◆ EXCERPTED RECORDS ◆
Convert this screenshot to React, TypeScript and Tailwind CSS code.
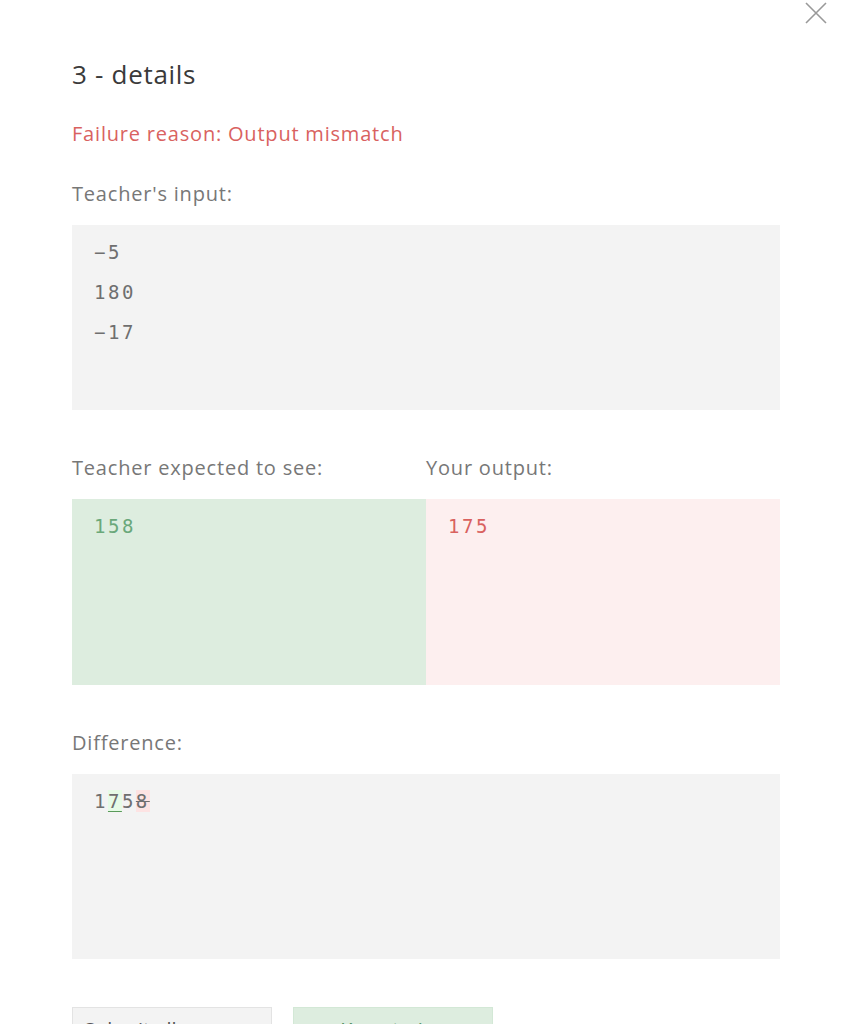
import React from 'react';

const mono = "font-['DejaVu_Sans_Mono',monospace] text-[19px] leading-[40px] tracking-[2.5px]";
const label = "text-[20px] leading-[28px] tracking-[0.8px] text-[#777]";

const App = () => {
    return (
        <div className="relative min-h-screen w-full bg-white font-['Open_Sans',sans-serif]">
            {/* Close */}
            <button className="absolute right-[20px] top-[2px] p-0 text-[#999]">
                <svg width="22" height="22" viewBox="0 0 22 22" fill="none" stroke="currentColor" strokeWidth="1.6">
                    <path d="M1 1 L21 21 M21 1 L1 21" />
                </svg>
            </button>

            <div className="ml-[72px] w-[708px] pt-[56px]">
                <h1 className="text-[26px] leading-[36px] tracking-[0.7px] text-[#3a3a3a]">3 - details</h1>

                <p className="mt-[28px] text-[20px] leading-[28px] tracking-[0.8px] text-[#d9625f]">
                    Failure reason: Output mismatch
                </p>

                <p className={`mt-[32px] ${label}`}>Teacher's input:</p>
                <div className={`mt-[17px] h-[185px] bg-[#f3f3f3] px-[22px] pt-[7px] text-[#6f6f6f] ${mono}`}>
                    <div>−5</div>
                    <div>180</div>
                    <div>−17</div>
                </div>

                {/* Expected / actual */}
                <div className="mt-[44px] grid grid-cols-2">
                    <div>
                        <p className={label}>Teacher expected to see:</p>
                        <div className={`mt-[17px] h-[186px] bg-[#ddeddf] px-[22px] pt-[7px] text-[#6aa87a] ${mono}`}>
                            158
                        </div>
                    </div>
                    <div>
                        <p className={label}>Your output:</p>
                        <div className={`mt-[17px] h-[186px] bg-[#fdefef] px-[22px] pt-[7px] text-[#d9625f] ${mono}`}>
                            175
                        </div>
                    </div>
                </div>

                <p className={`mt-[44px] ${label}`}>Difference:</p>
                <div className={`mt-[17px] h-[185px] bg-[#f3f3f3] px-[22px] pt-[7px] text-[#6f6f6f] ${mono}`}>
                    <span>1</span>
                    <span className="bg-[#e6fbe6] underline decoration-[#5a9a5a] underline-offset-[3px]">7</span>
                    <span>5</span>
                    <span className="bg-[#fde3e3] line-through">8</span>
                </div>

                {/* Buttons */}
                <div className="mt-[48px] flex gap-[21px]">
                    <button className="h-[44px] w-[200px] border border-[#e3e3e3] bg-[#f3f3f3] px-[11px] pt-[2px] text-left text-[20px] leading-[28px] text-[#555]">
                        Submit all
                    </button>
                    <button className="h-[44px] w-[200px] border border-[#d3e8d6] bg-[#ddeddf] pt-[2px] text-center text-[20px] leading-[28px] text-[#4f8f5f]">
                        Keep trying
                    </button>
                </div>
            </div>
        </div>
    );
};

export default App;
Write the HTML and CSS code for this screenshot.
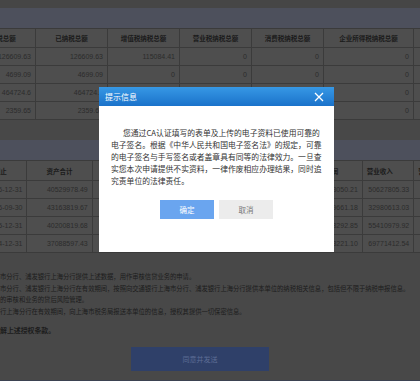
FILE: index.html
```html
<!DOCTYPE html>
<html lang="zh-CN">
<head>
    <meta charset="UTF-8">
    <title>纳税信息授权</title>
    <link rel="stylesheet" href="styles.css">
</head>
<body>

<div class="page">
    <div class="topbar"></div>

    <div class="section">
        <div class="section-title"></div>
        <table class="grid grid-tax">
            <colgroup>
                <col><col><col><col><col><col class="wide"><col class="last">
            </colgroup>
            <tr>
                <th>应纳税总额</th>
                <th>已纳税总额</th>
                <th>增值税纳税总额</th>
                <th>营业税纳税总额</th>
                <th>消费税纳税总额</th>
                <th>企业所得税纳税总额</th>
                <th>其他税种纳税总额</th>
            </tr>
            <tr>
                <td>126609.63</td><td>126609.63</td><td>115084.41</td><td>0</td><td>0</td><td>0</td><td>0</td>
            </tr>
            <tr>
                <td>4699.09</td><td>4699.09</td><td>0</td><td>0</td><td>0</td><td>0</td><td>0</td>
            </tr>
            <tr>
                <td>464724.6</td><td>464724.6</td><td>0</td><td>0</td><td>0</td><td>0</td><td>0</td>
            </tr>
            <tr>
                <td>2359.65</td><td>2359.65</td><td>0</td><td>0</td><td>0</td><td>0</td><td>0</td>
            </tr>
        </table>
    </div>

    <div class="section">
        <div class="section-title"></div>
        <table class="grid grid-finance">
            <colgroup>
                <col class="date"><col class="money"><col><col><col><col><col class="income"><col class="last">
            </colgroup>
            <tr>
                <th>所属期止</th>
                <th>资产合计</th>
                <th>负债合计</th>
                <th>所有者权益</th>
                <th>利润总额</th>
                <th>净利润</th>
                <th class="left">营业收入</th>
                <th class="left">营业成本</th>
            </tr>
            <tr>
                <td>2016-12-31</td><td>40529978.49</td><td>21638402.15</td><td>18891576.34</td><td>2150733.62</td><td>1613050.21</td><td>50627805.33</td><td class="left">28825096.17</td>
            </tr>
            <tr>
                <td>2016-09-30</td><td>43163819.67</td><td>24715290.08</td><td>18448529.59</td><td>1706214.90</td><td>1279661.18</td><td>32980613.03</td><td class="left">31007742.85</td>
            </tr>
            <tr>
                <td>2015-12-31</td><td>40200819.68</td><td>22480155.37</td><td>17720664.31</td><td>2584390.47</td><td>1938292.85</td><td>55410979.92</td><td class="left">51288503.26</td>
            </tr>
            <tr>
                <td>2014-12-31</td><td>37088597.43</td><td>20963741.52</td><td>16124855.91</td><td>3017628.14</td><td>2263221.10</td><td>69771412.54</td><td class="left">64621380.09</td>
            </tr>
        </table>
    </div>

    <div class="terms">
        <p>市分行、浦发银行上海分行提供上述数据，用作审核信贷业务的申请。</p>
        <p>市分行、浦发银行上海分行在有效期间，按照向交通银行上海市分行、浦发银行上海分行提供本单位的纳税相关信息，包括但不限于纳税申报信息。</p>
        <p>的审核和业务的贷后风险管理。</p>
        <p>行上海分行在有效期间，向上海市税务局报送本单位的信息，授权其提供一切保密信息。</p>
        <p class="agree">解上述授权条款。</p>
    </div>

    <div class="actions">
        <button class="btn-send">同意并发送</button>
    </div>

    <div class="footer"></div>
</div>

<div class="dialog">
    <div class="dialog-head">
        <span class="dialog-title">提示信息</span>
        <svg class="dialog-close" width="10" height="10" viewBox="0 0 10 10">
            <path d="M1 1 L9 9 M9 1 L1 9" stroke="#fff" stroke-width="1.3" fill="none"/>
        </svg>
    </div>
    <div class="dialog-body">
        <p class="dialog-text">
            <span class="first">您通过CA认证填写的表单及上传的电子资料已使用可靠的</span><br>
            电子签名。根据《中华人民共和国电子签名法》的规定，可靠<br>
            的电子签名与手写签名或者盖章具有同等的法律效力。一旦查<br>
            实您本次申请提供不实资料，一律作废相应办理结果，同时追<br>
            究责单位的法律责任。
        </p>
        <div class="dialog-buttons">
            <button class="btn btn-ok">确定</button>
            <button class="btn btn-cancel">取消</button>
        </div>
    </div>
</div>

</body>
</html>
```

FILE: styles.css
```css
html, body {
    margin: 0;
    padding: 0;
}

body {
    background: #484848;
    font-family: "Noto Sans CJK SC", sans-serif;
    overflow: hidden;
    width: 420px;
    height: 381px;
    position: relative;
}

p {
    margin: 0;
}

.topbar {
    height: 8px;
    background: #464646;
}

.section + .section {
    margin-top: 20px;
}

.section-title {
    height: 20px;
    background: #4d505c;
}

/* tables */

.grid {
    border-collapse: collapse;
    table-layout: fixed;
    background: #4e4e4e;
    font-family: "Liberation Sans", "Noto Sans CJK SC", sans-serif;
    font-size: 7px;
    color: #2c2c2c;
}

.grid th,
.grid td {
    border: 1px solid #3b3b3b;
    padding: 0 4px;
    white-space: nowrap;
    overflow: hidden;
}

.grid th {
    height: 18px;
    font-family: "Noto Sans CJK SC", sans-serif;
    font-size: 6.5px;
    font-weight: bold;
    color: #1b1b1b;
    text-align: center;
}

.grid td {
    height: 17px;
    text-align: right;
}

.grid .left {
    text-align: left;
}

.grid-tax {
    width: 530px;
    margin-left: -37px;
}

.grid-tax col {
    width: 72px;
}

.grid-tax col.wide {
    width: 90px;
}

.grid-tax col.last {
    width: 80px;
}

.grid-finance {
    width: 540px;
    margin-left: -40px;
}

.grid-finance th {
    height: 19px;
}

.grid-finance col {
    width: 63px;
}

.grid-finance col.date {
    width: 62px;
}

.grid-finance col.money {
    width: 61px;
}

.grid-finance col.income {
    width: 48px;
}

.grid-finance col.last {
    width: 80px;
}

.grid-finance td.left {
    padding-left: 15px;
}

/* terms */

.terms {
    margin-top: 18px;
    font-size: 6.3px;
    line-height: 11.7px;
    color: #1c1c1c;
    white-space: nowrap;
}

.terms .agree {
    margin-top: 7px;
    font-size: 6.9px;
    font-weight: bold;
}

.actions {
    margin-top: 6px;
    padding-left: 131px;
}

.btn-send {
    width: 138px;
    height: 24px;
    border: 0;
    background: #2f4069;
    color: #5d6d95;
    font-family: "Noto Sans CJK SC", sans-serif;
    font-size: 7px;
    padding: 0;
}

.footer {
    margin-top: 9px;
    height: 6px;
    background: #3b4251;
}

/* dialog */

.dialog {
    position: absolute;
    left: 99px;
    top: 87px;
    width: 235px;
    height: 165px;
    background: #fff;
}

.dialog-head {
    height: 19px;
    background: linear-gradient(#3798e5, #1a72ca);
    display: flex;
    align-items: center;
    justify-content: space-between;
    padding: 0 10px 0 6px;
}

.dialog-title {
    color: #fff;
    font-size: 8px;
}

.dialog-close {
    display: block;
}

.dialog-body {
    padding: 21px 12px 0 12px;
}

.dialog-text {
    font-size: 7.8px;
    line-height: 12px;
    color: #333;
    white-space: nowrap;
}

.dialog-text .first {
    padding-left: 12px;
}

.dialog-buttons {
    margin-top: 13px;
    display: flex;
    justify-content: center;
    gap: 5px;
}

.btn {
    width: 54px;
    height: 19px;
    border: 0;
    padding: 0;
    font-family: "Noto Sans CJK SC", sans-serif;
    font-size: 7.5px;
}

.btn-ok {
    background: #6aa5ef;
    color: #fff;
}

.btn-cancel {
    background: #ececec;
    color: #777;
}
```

◆ TASK REQUIREMENTS ◆
Your task is to report how many lines of the material include the string "code". Give the number and no other words.

◆ RESULT OF THE TASK ◆
2